• **Records supplied**:
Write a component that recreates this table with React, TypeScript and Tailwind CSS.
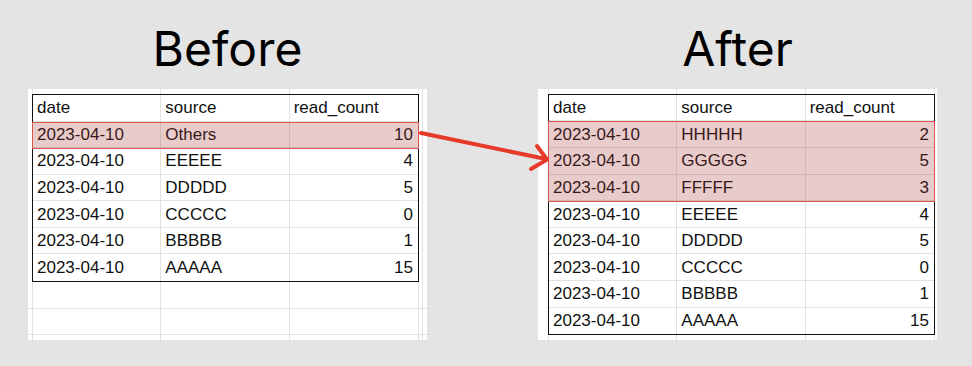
import React from 'react';

type Row = [string, string, number];

const beforeRows: Row[] = [
  ['2023-04-10', 'Others', 10],
  ['2023-04-10', 'EEEEE', 4],
  ['2023-04-10', 'DDDDD', 5],
  ['2023-04-10', 'CCCCC', 0],
  ['2023-04-10', 'BBBBB', 1],
  ['2023-04-10', 'AAAAA', 15],
];

const afterRows: Row[] = [
  ['2023-04-10', 'HHHHH', 2],
  ['2023-04-10', 'GGGGG', 5],
  ['2023-04-10', 'FFFFF', 3],
  ['2023-04-10', 'EEEEE', 4],
  ['2023-04-10', 'DDDDD', 5],
  ['2023-04-10', 'CCCCC', 0],
  ['2023-04-10', 'BBBBB', 1],
  ['2023-04-10', 'AAAAA', 15],
];

const cellText = "font-['Liberation_Sans',Arial,sans-serif] text-[17px] text-[#111] leading-none";

// thin stub column beside the table, keeps the sheet gridlines going
function Stub({ rows, width, line }: { rows: number; width: string; line?: boolean }) {
  return (
    <div className={`flex flex-col ${width}`}>
      <div className={`h-px ${line ? 'border-r border-[#e2e2e2]' : ''}`} />
      {Array.from({ length: rows }).map((_, i) => (
        <div key={i} className={`h-[26.6px] border-b border-[#e2e2e2] ${line ? 'border-r' : ''}`} />
      ))}
      <div className={`flex-1 ${line ? 'border-r border-[#e2e2e2]' : ''}`} />
    </div>
  );
}

function EmptyRow({ h, left, right, bottom = true }: { h: string; left: string; right: React.ReactNode; bottom?: boolean }) {
  return (
    <div className={`flex ${h} ${bottom ? 'border-b border-[#e2e2e2]' : ''}`}>
      <div className={left} />
      <div className="w-[387px] grid grid-cols-3">
        <div className="border-l border-r border-[#e2e2e2]" />
        <div className="border-r border-[#e2e2e2]" />
        <div className="border-r border-[#e2e2e2]" />
      </div>
      {right}
    </div>
  );
}

function Table({ rows, highlight }: { rows: Row[]; highlight: number }) {
  return (
    <div className="relative w-[387px] border border-[#111] bg-white">
      <div className={`grid grid-cols-3 h-[26.6px] border-b border-[#e2e2e2] ${cellText}`}>
        <div className="flex items-center pl-[4px] border-r border-[#e2e2e2]">date</div>
        <div className="flex items-center pl-[4px] border-r border-[#e2e2e2]">source</div>
        <div className="flex items-center pl-[4px]">read_count</div>
      </div>
      {rows.map((r, i) => (
        <div
          key={i}
          className={`grid grid-cols-3 h-[26.6px] ${i < rows.length - 1 ? 'border-b border-[#e2e2e2]' : ''} ${cellText}`}
        >
          <div className="flex items-center pl-[4px] border-r border-[#e2e2e2]">{r[0]}</div>
          <div className="flex items-center pl-[4px] border-r border-[#e2e2e2]">{r[1]}</div>
          <div className="flex items-center justify-end pr-[5px]">{r[2]}</div>
        </div>
      ))}
      {/* red highlight box over the grouped rows */}
      <div
        className="absolute left-[-1px] right-[-1px] top-[26.6px] border-[1.5px] border-[#d8564c] bg-[rgba(163,51,51,0.25)] pointer-events-none"
        style={{ height: `${highlight * 26.6 + 1}px` }}
      />
    </div>
  );
}

function Panel({ title, children }: { title: string; children: React.ReactNode }) {
  return (
    <div className="flex flex-col items-center w-[399px]">
      <h1 className="mt-[25px] h-[48px] text-[48px] leading-none font-['Inter',sans-serif] text-black">{title}</h1>
      <div className="mt-[16px] w-[399px] h-[251px] bg-white overflow-hidden flex flex-col">{children}</div>
    </div>
  );
}

export default function App() {
  return (
    <div className="relative w-[972px] h-[366px] bg-[#e4e4e4] flex pl-[28px] gap-[111px]">
      <Panel title="Before">
        <EmptyRow h="h-[5px]" left="w-[4px]" bottom={false} right={<div className="w-[4px] border-r border-[#e2e2e2]" />} />
        <div className="flex">
          <div className="w-[4px]" />
          <Table rows={beforeRows} highlight={1} />
          <div className="w-[4px] border-r border-[#e2e2e2]" />
        </div>
        <EmptyRow h="h-[27px]" left="w-[4px]" right={<div className="w-[4px] border-r border-[#e2e2e2]" />} />
        <EmptyRow h="h-[27px]" left="w-[4px]" right={<div className="w-[4px] border-r border-[#e2e2e2]" />} />
        <EmptyRow h="h-[5px]" left="w-[4px]" bottom={false} right={<div className="w-[4px] border-r border-[#e2e2e2]" />} />
      </Panel>
      <Panel title="After">
        <EmptyRow h="h-[5px]" left="w-[10px]" bottom={false} right={<div className="w-[1px]" />} />
        <div className="flex">
          <div className="w-[10px]" />
          <Table rows={afterRows} highlight={3} />
          <Stub rows={0} width="w-[1px]" />
        </div>
        <EmptyRow h="h-[5px]" left="w-[10px]" bottom={false} right={<div className="w-[1px]" />} />
      </Panel>

      {/* connector arrow */}
      <svg className="absolute inset-0 pointer-events-none" width="972" height="366" viewBox="0 0 972 366">
        <g stroke="#e63a2b" strokeWidth="4" strokeLinecap="round" strokeLinejoin="round" fill="none">
          <path d="M421 133 L546 159" />
          <path d="M537 146 L547 159.5 L531 169" />
        </g>
      </svg>
    </div>
  );
}
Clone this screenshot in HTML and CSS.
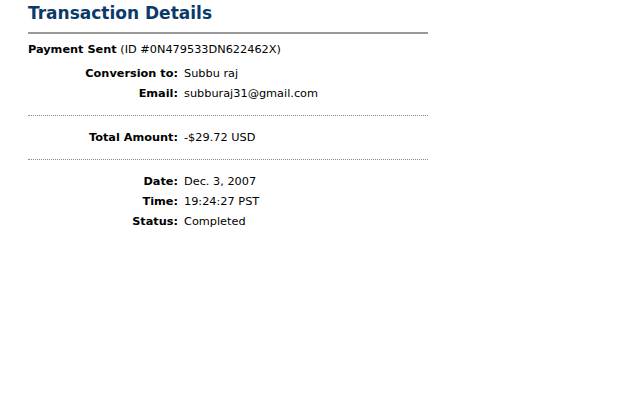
FILE: index.html
```html
<!DOCTYPE html>
<html lang="en">
<head>
    <meta charset="UTF-8">
    <title>Transaction Details</title>
    <link rel="stylesheet" href="styles.css">
</head>
<body>
    <div class="details">
        <h1>Transaction Details</h1>
        <p class="summary"><b>Payment Sent</b> (ID #0N479533DN622462X)</p>

        <div class="group">
            <div class="row"><span class="label">Conversion to:</span><span class="value">Subbu raj</span></div>
            <div class="row"><span class="label">Email:</span><span class="value">subburaj31@gmail.com</span></div>
        </div>
        <div class="group">
            <div class="row"><span class="label">Total Amount:</span><span class="value">-$29.72 USD</span></div>
        </div>
        <div class="group last">
            <div class="row"><span class="label">Date:</span><span class="value">Dec. 3, 2007</span></div>
            <div class="row"><span class="label">Time:</span><span class="value">19:24:27 PST</span></div>
            <div class="row"><span class="label">Status:</span><span class="value">Completed</span></div>
        </div>
    </div>
</body>
</html>
```

FILE: styles.css
```css
body {
    font-family: "DejaVu Sans", Verdana, sans-serif;
    font-size: 11.3px;
    color: #000;
    background-color: #fff;
    margin: 0;
    padding: 0;
}
.details {
    width: 400px;
    margin-left: 28px;
}
h1 {
    font-size: 17px;
    color: #0b3a6a;
    margin: 0;
    padding-top: 2px;
    height: 30px;
    line-height: 22px;
    border-bottom: 2px solid #999;
}
.summary {
    margin: 0;
    padding-top: 6px;
    line-height: 20px;
    height: 24px;
}
.group {
    padding: 0 0 11px;
    margin-bottom: 12px;
    border-bottom: 1px dotted #888;
}
.group.last {
    border-bottom: none;
}
.row {
    display: flex;
    gap: 6px;
    line-height: 20px;
}
.label {
    width: 150px;
    text-align: right;
    font-weight: bold;
}
```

• **Prompt**:
Retype each line of the listing above word for word. Exclude the pictures.

• **Answer to the task**:
Write a component that recreates this table with React, TypeScript and Tailwind CSS.
import React from 'react';

type Row = [string, string, number];

const beforeRows: Row[] = [
  ['2023-04-10', 'Others', 10],
  ['2023-04-10', 'EEEEE', 4],
  ['2023-04-10', 'DDDDD', 5],
  ['2023-04-10', 'CCCCC', 0],
  ['2023-04-10', 'BBBBB', 1],
  ['2023-04-10', 'AAAAA', 15],
];

const afterRows: Row[] = [
  ['2023-04-10', 'HHHHH', 2],
  ['2023-04-10', 'GGGGG', 5],
  ['2023-04-10', 'FFFFF', 3],
  ['2023-04-10', 'EEEEE', 4],
  ['2023-04-10', 'DDDDD', 5],
  ['2023-04-10', 'CCCCC', 0],
  ['2023-04-10', 'BBBBB', 1],
  ['2023-04-10', 'AAAAA', 15],
];

const cellText = "font-['Liberation_Sans',Arial,sans-serif] text-[17px] text-[#111] leading-none";

// thin stub column beside the table, keeps the sheet gridlines going
function Stub({ rows, width, line }: { rows: number; width: string; line?: boolean }) {
  return (
    <div className={`flex flex-col ${width}`}>
      <div className={`h-px ${line ? 'border-r border-[#e2e2e2]' : ''}`} />
      {Array.from({ length: rows }).map((_, i) => (
        <div key={i} className={`h-[26.6px] border-b border-[#e2e2e2] ${line ? 'border-r' : ''}`} />
      ))}
      <div className={`flex-1 ${line ? 'border-r border-[#e2e2e2]' : ''}`} />
    </div>
  );
}

function EmptyRow({ h, left, right, bottom = true }: { h: string; left: string; right: React.ReactNode; bottom?: boolean }) {
  return (
    <div className={`flex ${h} ${bottom ? 'border-b border-[#e2e2e2]' : ''}`}>
      <div className={left} />
      <div className="w-[387px] grid grid-cols-3">
        <div className="border-l border-r border-[#e2e2e2]" />
        <div className="border-r border-[#e2e2e2]" />
        <div className="border-r border-[#e2e2e2]" />
      </div>
      {right}
    </div>
  );
}

function Table({ rows, highlight }: { rows: Row[]; highlight: number }) {
  return (
    <div className="relative w-[387px] border border-[#111] bg-white">
      <div className={`grid grid-cols-3 h-[26.6px] border-b border-[#e2e2e2] ${cellText}`}>
        <div className="flex items-center pl-[4px] border-r border-[#e2e2e2]">date</div>
        <div className="flex items-center pl-[4px] border-r border-[#e2e2e2]">source</div>
        <div className="flex items-center pl-[4px]">read_count</div>
      </div>
      {rows.map((r, i) => (
        <div
          key={i}
          className={`grid grid-cols-3 h-[26.6px] ${i < rows.length - 1 ? 'border-b border-[#e2e2e2]' : ''} ${cellText}`}
        >
          <div className="flex items-center pl-[4px] border-r border-[#e2e2e2]">{r[0]}</div>
          <div className="flex items-center pl-[4px] border-r border-[#e2e2e2]">{r[1]}</div>
          <div className="flex items-center justify-end pr-[5px]">{r[2]}</div>
        </div>
      ))}
      {/* red highlight box over the grouped rows */}
      <div
        className="absolute left-[-1px] right-[-1px] top-[26.6px] border-[1.5px] border-[#d8564c] bg-[rgba(163,51,51,0.25)] pointer-events-none"
        style={{ height: `${highlight * 26.6 + 1}px` }}
      />
    </div>
  );
}

function Panel({ title, children }: { title: string; children: React.ReactNode }) {
  return (
    <div className="flex flex-col items-center w-[399px]">
      <h1 className="mt-[25px] h-[48px] text-[48px] leading-none font-['Inter',sans-serif] text-black">{title}</h1>
      <div className="mt-[16px] w-[399px] h-[251px] bg-white overflow-hidden flex flex-col">{children}</div>
    </div>
  );
}

export default function App() {
  return (
    <div className="relative w-[972px] h-[366px] bg-[#e4e4e4] flex pl-[28px] gap-[111px]">
      <Panel title="Before">
        <EmptyRow h="h-[5px]" left="w-[4px]" bottom={false} right={<div className="w-[4px] border-r border-[#e2e2e2]" />} />
        <div className="flex">
          <div className="w-[4px]" />
          <Table rows={beforeRows} highlight={1} />
          <div className="w-[4px] border-r border-[#e2e2e2]" />
        </div>
        <EmptyRow h="h-[27px]" left="w-[4px]" right={<div className="w-[4px] border-r border-[#e2e2e2]" />} />
        <EmptyRow h="h-[27px]" left="w-[4px]" right={<div className="w-[4px] border-r border-[#e2e2e2]" />} />
        <EmptyRow h="h-[5px]" left="w-[4px]" bottom={false} right={<div className="w-[4px] border-r border-[#e2e2e2]" />} />
      </Panel>
      <Panel title="After">
        <EmptyRow h="h-[5px]" left="w-[10px]" bottom={false} right={<div className="w-[1px]" />} />
        <div className="flex">
          <div className="w-[10px]" />
          <Table rows={afterRows} highlight={3} />
          <Stub rows={0} width="w-[1px]" />
        </div>
        <EmptyRow h="h-[5px]" left="w-[10px]" bottom={false} right={<div className="w-[1px]" />} />
      </Panel>

      {/* connector arrow */}
      <svg className="absolute inset-0 pointer-events-none" width="972" height="366" viewBox="0 0 972 366">
        <g stroke="#e63a2b" strokeWidth="4" strokeLinecap="round" strokeLinejoin="round" fill="none">
          <path d="M421 133 L546 159" />
          <path d="M537 146 L547 159.5 L531 169" />
        </g>
      </svg>
    </div>
  );
}
Clone this screenshot in HTML and CSS.
FILE: index.html
```html
<!DOCTYPE html>
<html lang="en">
<head>
    <meta charset="UTF-8">
    <title>Transaction Details</title>
    <link rel="stylesheet" href="styles.css">
</head>
<body>
    <div class="details">
        <h1>Transaction Details</h1>
        <p class="summary"><b>Payment Sent</b> (ID #0N479533DN622462X)</p>

        <div class="group">
            <div class="row"><span class="label">Conversion to:</span><span class="value">Subbu raj</span></div>
            <div class="row"><span class="label">Email:</span><span class="value">subburaj31@gmail.com</span></div>
        </div>
        <div class="group">
            <div class="row"><span class="label">Total Amount:</span><span class="value">-$29.72 USD</span></div>
        </div>
        <div class="group last">
            <div class="row"><span class="label">Date:</span><span class="value">Dec. 3, 2007</span></div>
            <div class="row"><span class="label">Time:</span><span class="value">19:24:27 PST</span></div>
            <div class="row"><span class="label">Status:</span><span class="value">Completed</span></div>
        </div>
    </div>
</body>
</html>
```

FILE: styles.css
```css
body {
    font-family: "DejaVu Sans", Verdana, sans-serif;
    font-size: 11.3px;
    color: #000;
    background-color: #fff;
    margin: 0;
    padding: 0;
}
.details {
    width: 400px;
    margin-left: 28px;
}
h1 {
    font-size: 17px;
    color: #0b3a6a;
    margin: 0;
    padding-top: 2px;
    height: 30px;
    line-height: 22px;
    border-bottom: 2px solid #999;
}
.summary {
    margin: 0;
    padding-top: 6px;
    line-height: 20px;
    height: 24px;
}
.group {
    padding: 0 0 11px;
    margin-bottom: 12px;
    border-bottom: 1px dotted #888;
}
.group.last {
    border-bottom: none;
}
.row {
    display: flex;
    gap: 6px;
    line-height: 20px;
}
.label {
    width: 150px;
    text-align: right;
    font-weight: bold;
}
```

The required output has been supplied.